Honestly, I want to keep doing what I am doing. With the move to Cambridge, our platform has expanded and we are seeing our reputation rise. I don’t think the JEAS is a journal for everyone; it is designed with a social science audience in mind. I still would like to see those pieces that have strong theory, data and method. But I love submissions that would also make for a good blog post.  Academia is not doing its duty if we are speaking only to ourselves.

  1. Would you like to share your ideas and/or suggestions to the young researchers who are about/eager to publish their own papers?

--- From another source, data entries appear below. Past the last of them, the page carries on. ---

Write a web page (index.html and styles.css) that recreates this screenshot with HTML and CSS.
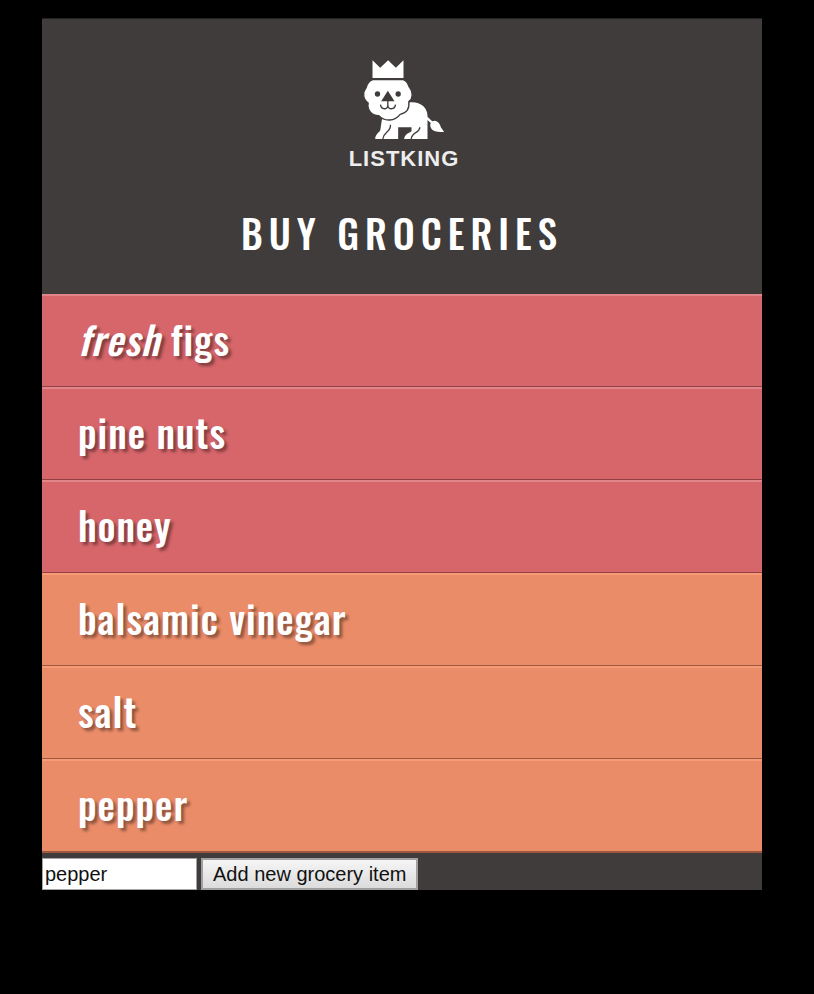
FILE: index.html
```html
<!DOCTYPE html>
<html lang="en">
<head>
<meta charset="utf-8">
<meta name="viewport" content="width=device-width, initial-scale=1">
<title>List King</title>
<link rel="stylesheet" href="styles.css">
</head>
<body>
<main class="page">
  <header class="header">
    <div class="logo">
      <svg class="lion" viewBox="60 24 260 246" aria-hidden="true">
        <g fill="#fff">
          <path d="M97 31 L120 53 L144 31 L167 53 L190 31 V84 H97 Z"/>
          <path d="M204 158 C236 152 262 170 262 198 V267 H192 C194 253 205 250 214 244 V232 H174 V267 H105 C106 254 113 249 120 242 L126 204 Z"/>
          <path d="M262 200 L276 214 C288 208 300 220 302 232 L312 246 C296 245 278 247 272 233 C269 225 270 222 272 219 L258 207 Z"/>
        </g>
        <path d="M98 89 H189 C203 93 204 106 208 112 C220 126 218 147 206 155 C209 180 195 190 180 193 C164 214 133 216 116 197 C96 197 80 182 84 159 C67 147 67 127 78 113 C81 100 86 93 98 89 Z" fill="#fff" stroke="#403c3b" stroke-width="4"/>
        <g fill="#403c3b">
          <circle cx="112" cy="132" r="8"/>
          <circle cx="174" cy="132" r="8"/>
          <path d="M143 122 L163 154 H123 Z"/>
        </g>
        <g fill="none" stroke="#403c3b" stroke-width="4">
          <path d="M143 152 V168 M121 164 C123 180 143 180 143 166 C143 180 164 180 166 164"/>
          <path d="M151 224 C152 248 131 243 128 267 M239 232 C239 250 216 244 213 267"/>
        </g>
      </svg>
      <span class="wordmark">LISTKING</span>
    </div>
    <h2 class="title">Buy groceries</h2>
  </header>
  <ul class="list">
    <li class="item hot"><em>fresh</em> figs</li>
    <li class="item hot">pine nuts</li>
    <li class="item hot">honey</li>
    <li class="item cool">balsamic vinegar</li>
    <li class="item cool">salt</li>
    <li class="item cool">pepper</li>
  </ul>
  <form class="add-form">
    <input class="add-input" type="text" value="pepper" aria-label="Grocery item">
    <button class="add-button" type="button">Add new grocery item</button>
  </form>
</main>
</body>
</html>
```
FILE: styles.css
```css
* {
  box-sizing: border-box;
}

body {
  margin: 0;
  background: #000;
  color: #fff;
  font-family: Oswald, "Liberation Sans", sans-serif;
}

.page {
  max-width: 720px;
  margin: 18px 52px 0 42px;
  background: #403c3b;
}

.header {
  display: flex;
  flex-direction: column;
  align-items: center;
  padding: 39px 0 30px;
  border-top: 1px solid #222;
}

.logo {
  display: flex;
  flex-direction: column;
  align-items: center;
  gap: 6px;
  padding-left: 4px;
}

.lion {
  width: 87px;
  height: 82px;
}

.wordmark {
  color: #eee;
  font: bold 22px/26px "Liberation Sans", sans-serif;
  letter-spacing: 1px;
}

.title {
  margin: 28px 0 0;
  font-size: 39px;
  font-weight: 500;
  line-height: 64px;
  letter-spacing: 6px;
  text-transform: uppercase;
}

.list {
  margin: 0;
  padding: 0;
  list-style: none;
}

.item {
  padding: 0 36px 6px;
  border-top: 2px solid;
  border-bottom: 1px solid;
  font-size: 39px;
  font-weight: 500;
  line-height: 84px;
  letter-spacing: 1px;
  text-shadow: 3px 3px 3px rgba(0, 0, 0, 0.4);
}

.item:last-child {
  border-bottom-width: 2px;
}

.hot {
  background: #d7666b;
  border-color: #e0858a transparent #914046;
}

.cool {
  background: #eb8c69;
  border-color: #f79a76 transparent #9d583f;
}

.add-form {
  display: flex;
  gap: 4px;
  padding-top: 5px;
}

.add-input,
.add-button {
  height: 32px;
  margin: 0;
  border-radius: 0;
  color: #111;
  font: 20px "Liberation Sans", sans-serif;
}

.add-input {
  width: 155px;
  padding: 0 2px;
  border: 1px solid #a5a5a5;
  background: #fff;
}

.add-button {
  padding: 0 10px;
  border: 2px solid #a0a0a0;
  background: linear-gradient(#f5f5f5, #dcdcdc);
}
```
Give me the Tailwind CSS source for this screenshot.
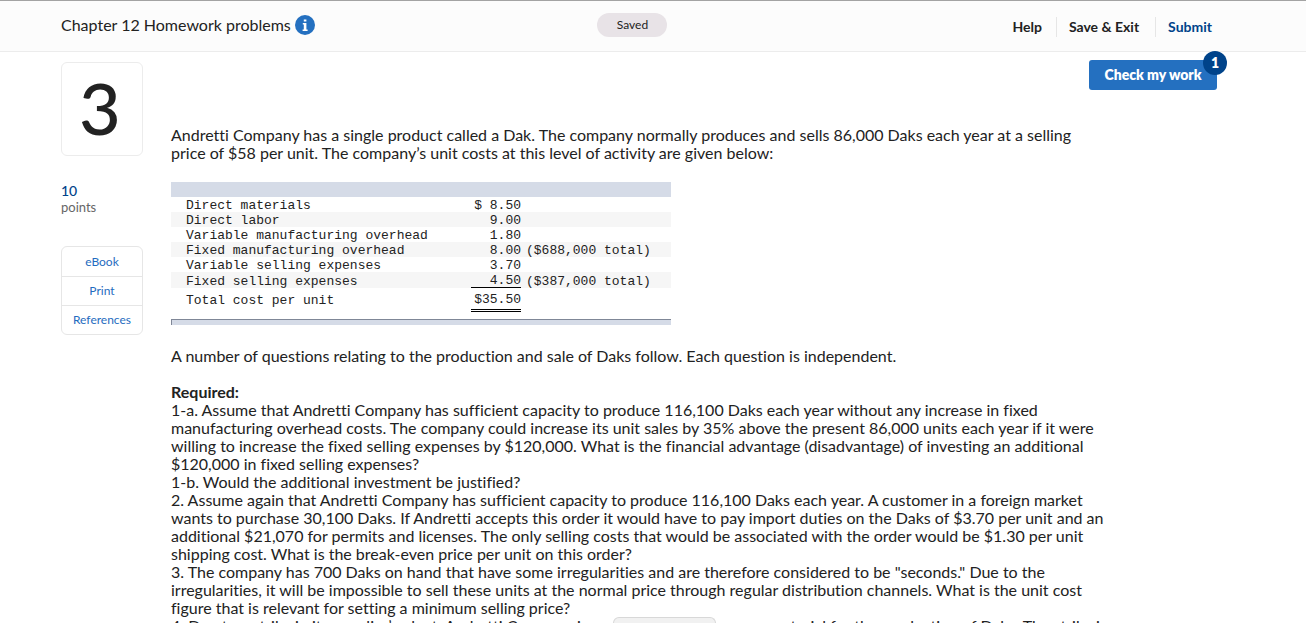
<!DOCTYPE html>
<html lang="en">

<head>
    <meta charset="UTF-8">
    <meta name="viewport" content="width=device-width, initial-scale=1.0">
    <title>Chapter 12 Homework problems</title>
    <script src="https://cdn.jsdelivr.net/npm/@tailwindcss/browser@4"></script>
</head>

<body class="h-screen overflow-hidden bg-white font-[Lato,sans-serif] [font-variant-ligatures:none] text-[#222]">
    <!-- top bar -->
    <header class="grid grid-cols-3 items-center h-[52px] pl-[61px] pr-20 border-t border-t-[#a3a3a3] border-b border-b-[#ececec] bg-[#fcfcfc]">
        <div class="flex items-center gap-1 pb-0.5">
            <h1 class="text-base whitespace-nowrap">Chapter 12 Homework problems</h1>
            <button aria-label="Assignment info">
                <svg class="w-5 h-5" viewBox="0 0 20 20">
                    <circle cx="10" cy="10" r="10" fill="#2470c0" />
                    <path d="M8.8 4.4h2.6v2.2H8.8zM7.8 8h3.6v6.6h1.2V16H7.6v-1.4h1.2V9.4h-1z" fill="#fff" />
                </svg>
            </button>
        </div>
        <div class="flex justify-center pr-[22px] pb-0.5">
            <span class="w-[70px] rounded-full bg-[#e8e3e7] text-center text-xs leading-6">Saved</span>
        </div>
        <nav class="flex justify-end pt-0.5 text-sm leading-5 font-bold whitespace-nowrap">
            <a href="#" class="pl-3 pr-[14px] border-r border-[#e6e6e6]">Help</a>
            <a href="#" class="pl-3 pr-4 border-r border-[#e6e6e6]">Save &amp; Exit</a>
            <a href="#" class="pl-3 pr-[14px] text-[#00438a]">Submit</a>
        </nav>
    </header>

    <div class="flex gap-7 pl-[61px] pr-[89px]">
        <!-- question number and tools -->
        <aside class="w-[82px] shrink-0 pt-[10px]">
            <div class="h-[94px] pr-1 border border-[#ececec] rounded-md text-center text-[72px] leading-[88px] font-medium">3</div>
            <div class="pt-[26px] text-sm leading-[18px] font-medium text-[#00438a]">10</div>
            <div class="text-[13px] leading-[15px] text-[#666]">points</div>
            <div class="mt-[31px] pt-px border border-[#e6e6e6] rounded-md divide-y divide-[#e6e6e6] text-center text-xs leading-[28px] text-[#1f6cc0]">
                <a href="#" class="block">eBook</a>
                <a href="#" class="block">Print</a>
                <a href="#" class="block">References</a>
            </div>
        </aside>

        <main class="grow">
            <div class="flex justify-end pt-2">
                <button class="relative h-[30px] w-32 rounded-[3px] bg-[#2470c0] text-sm font-extrabold text-white">
                    Check my work
                    <span class="absolute -top-[9px] -right-[10px] w-6 h-6 rounded-full bg-[#00438a] leading-6">1</span>
                </button>
            </div>

            <div class="pt-9 text-base leading-[18px] whitespace-nowrap">
                <p>Andretti Company has a single product called a Dak. The company normally produces and sells 86,000 Daks each year at a selling<br>
                    price of $58 per unit. The company’s unit costs at this level of activity are given below:</p>

                <table class="w-[500px] mt-5 border-collapse font-['Liberation_Mono',monospace] text-[13px] leading-[13px] [&_td]:pt-0.5">
                    <thead>
                        <tr class="h-[15px] bg-[#d5dbe7]">
                            <td class="w-[300px]"></td>
                            <td class="w-[50px]"></td>
                            <td></td>
                        </tr>
                    </thead>
                    <tbody>
                        <tr>
                            <td class="pl-[15px]">Direct materials</td>
                            <td class="text-right">$ 8.50</td>
                            <td></td>
                        </tr>
                        <tr class="bg-[#f6f6f6]">
                            <td class="pl-[15px]">Direct labor</td>
                            <td class="text-right">9.00</td>
                            <td></td>
                        </tr>
                        <tr>
                            <td class="pl-[15px]">Variable manufacturing overhead</td>
                            <td class="text-right">1.80</td>
                            <td></td>
                        </tr>
                        <tr class="bg-[#f6f6f6]">
                            <td class="pl-[15px]">Fixed manufacturing overhead</td>
                            <td class="text-right">8.00</td>
                            <td class="pl-[5px]">($688,000 total)</td>
                        </tr>
                        <tr>
                            <td class="pl-[15px]">Variable selling expenses</td>
                            <td class="text-right">3.70</td>
                            <td></td>
                        </tr>
                        <tr class="bg-[#f6f6f6]">
                            <td class="pl-[15px] align-bottom">Fixed selling expenses</td>
                            <td class="border-b border-black text-right">4.50</td>
                            <td class="pl-[5px] align-bottom">($387,000 total)</td>
                        </tr>
                        <tr>
                            <td class="pl-[15px]">Total cost per unit</td>
                            <td class="h-[23px] border-b-3 border-double border-black text-right">$35.50</td>
                            <td></td>
                        </tr>
                    </tbody>
                </table>
                <div class="w-[500px] h-[6px] mt-[7px] border-t border-l border-[#7f8797] bg-[#d5dbe7]"></div>

                <p class="mt-[22px]">A number of questions relating to the production and sale of Daks follow. Each question is independent.</p>

                <p class="mt-[18px] font-bold">Required:</p>
                <p>1-a. Assume that Andretti Company has sufficient capacity to produce 116,100 Daks each year without any increase in fixed<br>
                    manufacturing overhead costs. The company could increase its unit sales by 35% above the present 86,000 units each year if it were<br>
                    willing to increase the fixed selling expenses by $120,000. What is the financial advantage (disadvantage) of investing an additional<br>
                    $120,000 in fixed selling expenses?</p>
                <p>1-b. Would the additional investment be justified?</p>
                <p>2. Assume again that Andretti Company has sufficient capacity to produce 116,100 Daks each year. A customer in a foreign market<br>
                    wants to purchase 30,100 Daks. If Andretti accepts this order it would have to pay import duties on the Daks of $3.70 per unit and an<br>
                    additional $21,070 for permits and licenses. The only selling costs that would be associated with the order would be $1.30 per unit<br>
                    shipping cost. What is the break-even price per unit on this order?</p>
                <p>3. The company has 700 Daks on hand that have some irregularities and are therefore considered to be "seconds." Due to the<br>
                    irregularities, it will be impossible to sell these units at the normal price through regular distribution channels. What is the unit cost<br>
                    figure that is relevant for setting a minimum selling price?</p>
                <p>4. Due to a strike in its supplier’s plant, Andretti Company is unable to purchase more material for the production of Daks. The strike is</p>
            </div>
        </main>
    </div>

    <!-- bottom drawer handle -->
    <div class="fixed bottom-0 left-0 right-0 flex justify-center pl-[22px]">
        <div class="w-[103px] h-[6px] rounded-t-md border border-b-0 border-[#d8d8d8] bg-[#f1f1f1]"></div>
    </div>
</body>

</html>
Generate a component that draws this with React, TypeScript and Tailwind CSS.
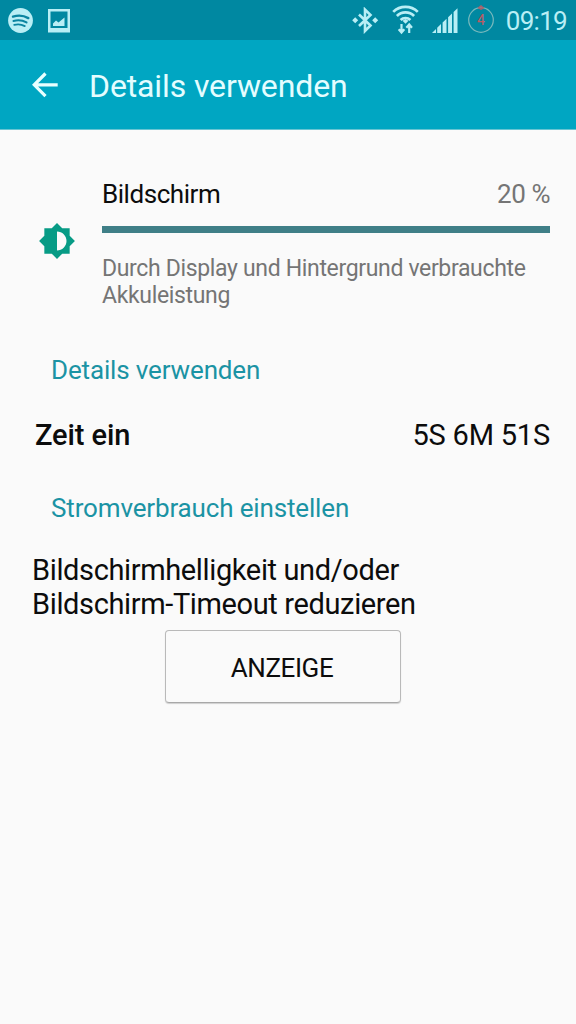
import type { ReactNode } from "react";

function SpotifyIcon() {
  return (
    <svg className="size-[26px]" viewBox="0 0 26 26" fill="none">
      <circle cx="12.500" cy="13.500" r="12.400" fill="#b9eef5" />
      <g stroke="#0a84a0" strokeLinecap="round">
        <path d="M5 9.600c5-1.500 11-1 15.300 1.500" strokeWidth="2.400" />
        <path d="M5.500 13.900c4.300-1.200 9.200-.7 13 1.500" strokeWidth="2.100" />
        <path d="M6.200 17.800c3.600-.9 7.500-.5 10.600 1.300" strokeWidth="1.800" />
      </g>
    </svg>
  );
}

function PictureIcon() {
  return (
    <svg className="h-6 w-[22px]" viewBox="0 0 22 24">
      <path fill="#b9eef5" fillRule="evenodd" d="M0 0h22v23.500H0zM2.500 2.500v16.500h17V2.500z" />
      <path fill="#b9eef5" d="M5 17v-2.500l3-3 2.500 2 6-5V17z" />
    </svg>
  );
}

function BluetoothIcon() {
  return (
    <svg className="h-[27px] w-[27px]" viewBox="0 0 27 27" fill="none">
      <path d="M7 7.500l11.500 11-5.500 5.500V2.600l5.500 5.400L7 19" stroke="#b9eef5" strokeWidth="2.600" />
      <path d="M.2 13.200l3-3 3 3-3 3zM20.200 13.200l3-3 3 3-3 3z" fill="#b9eef5" />
    </svg>
  );
}

function WifiIcon() {
  return (
    <svg className="h-[30px] w-[27px]" viewBox="0 0 27 30" fill="none">
      <g stroke="#b9eef5" strokeWidth="2.700">
        <path d="M1.200 6.900a17.500 17.500 0 0 1 24.600 0" />
        <path d="M4.900 11a12 12 0 0 1 17.200 0" />
        <path d="M8.600 15a7 7 0 0 1 9.800 0" />
      </g>
      <path d="M10.500 15.700l3-1.700 3 1.700-3 3z" fill="#b9eef5" />
      <path d="M9.500 19v8M6.700 24.200l2.800 3.300 2.800-3.300M17.200 28v-8M14.400 22.700l2.800-3.300 2.800 3.300" stroke="#b9eef5" strokeWidth="2.200" />
    </svg>
  );
}

function SignalIcon() {
  return (
    <svg className="h-[25px] w-[26px]" viewBox="0 0 26 25" fill="#b9eef5">
      <path d="M0 25l4-3.900V25zM5.200 19.700l3.800-3.700V25H5.200zM10.600 14.600l3.900-3.800V25h-3.900zM16.100 9.300l3.900-3.800V25h-3.900zM21.600 4l3.900-3.800V25h-3.900z" />
    </svg>
  );
}

function CountdownIcon() {
  return (
    <svg className="h-[30px] w-[28px]" viewBox="0 0 28 30" fill="none">
      <circle cx="14" cy="16" r="12.300" stroke="#78b9bd" strokeWidth="1.200" />
      <path d="M11.500 3.800l2.500-2 2.500 2-2.500 1.500zM14 2v4" stroke="#a8616b" strokeWidth="1.300" />
      <text x="14" y="20.500" textAnchor="middle" fontSize="14" fontFamily="Roboto, sans-serif" fill="#c05a62">
        4
      </text>
    </svg>
  );
}

function SectionTitle({ children }: { children: ReactNode }) {
  return (
    <h2 className="pl-[51px] text-[26px] leading-8 tracking-[-0.15px] whitespace-nowrap text-[#1b93a4]">{children}</h2>
  );
}

export default function App() {
  return (
    <div className="flex h-[1024px] w-[576px] flex-col overflow-hidden bg-[#fafafa] font-[Roboto,sans-serif] text-[#0c0c0c]">
      <div className="flex h-10 shrink-0 items-start bg-[#0088a1] text-[#b9eef5]">
        <div className="flex gap-[14px] pt-[7px] pl-[8px]">
          <SpotifyIcon />
          <div className="pt-[2px]">
            <PictureIcon />
          </div>
        </div>
        <div className="ml-auto flex pr-[9px]">
          <div className="pt-[7px] pr-[13px]">
            <BluetoothIcon />
          </div>
          <div className="pt-[5px] pr-[13px]">
            <WifiIcon />
          </div>
          <div className="pt-[8px] pr-[9px]">
            <SignalIcon />
          </div>
          <div className="pt-[4px] pr-[11px]">
            <CountdownIcon />
          </div>
          <span className="pt-[5px] text-[26px] leading-8 tracking-[-0.7px]">09:19</span>
        </div>
      </div>

      <header className="flex h-[90px] shrink-0 items-center border-b border-[#68c5d3] bg-[#00a6c2] pl-8">
        <svg className="h-[26px] w-[26px]" viewBox="0 0 26 26" fill="none" stroke="#e9ffff" strokeWidth="3.200">
          <path d="M13.500 1.500L2.200 12.800l11.300 11.400M2.200 12.800h23.500" />
        </svg>
        <h1 className="pt-[2px] pl-[31px] text-[32px] leading-10 tracking-[-0.12px] text-[#e4fdff]">
          Details verwenden
        </h1>
      </header>

      <main className="flex flex-col">
        <section className="flex items-center pt-[48px] pr-[26px] pl-[38px]">
          <svg className="-mt-[6px] size-[38px] shrink-0" viewBox="0 0 24 24" fill="#079b85">
            <path d="M20 15.310L23.310 12 20 8.690V4h-4.690L12 .69 8.690 4H4v4.690L.69 12 4 15.310V20h4.690L12 23.310 15.310 20H20v-4.690zM12 18V6c3.310 0 6 2.690 6 6s-2.690 6-6 6z" />
          </svg>
          <div className="flex grow flex-col pl-[26px]">
            <div className="flex justify-between text-[26px] leading-8 tracking-[-0.45px]">
              <span>Bildschirm</span>
              <span className="text-[#757575]">20 %</span>
            </div>
            <div className="mt-[16px] h-[7px] bg-[#3f7f87]" />
            <p className="mt-[22px] text-[23px] leading-[27px] tracking-[-0.34px] whitespace-nowrap text-[#757575]">
              Durch Display und Hintergrund verbrauchte
              <br />
              Akkuleistung
            </p>
          </div>
        </section>

        <div className="mt-[45px]">
          <SectionTitle>Details verwenden</SectionTitle>
        </div>
        <div className="mt-[31px] flex justify-between pr-[26px] pl-[35px] text-[29px] leading-9">
          <span className="font-medium tracking-[-0.1px]">Zeit ein</span>
          <span className="tracking-[-0.2px]">5S 6M 51S</span>
        </div>
        <div className="mt-[39px]">
          <SectionTitle>Stromverbrauch einstellen</SectionTitle>
        </div>
        <p className="mt-[29px] pl-8 text-[29px] leading-[34px] tracking-[-0.37px]">
          Bildschirmhelligkeit und/oder
          <br />
          Bildschirm-Timeout reduzieren
        </p>
        <button className="mt-[9px] ml-[165px] h-[73px] w-[236px] rounded-[4px] border border-[#b9b9b9] border-b-[#a8a8a8] pt-[2px] pr-[2px] text-[26px] leading-8 tracking-[-0.4px] shadow-[0_1px_1px_#cfcfcf]">
          ANZEIGE
        </button>
      </main>
    </div>
  );
}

Always reach for the best venues you can. The main piece of advice is to look at what journals actually publish before submitting. Is my work in line with this journal and its publishing record? The JEAS is not for everyone. But if you have an idea, I am always open willing to tell you if something will fit or not. We are trying not only to publish good work, but to add value to the papers that come to us. If I have a reputation for doing that, I wlll be happy; it is my most important mission.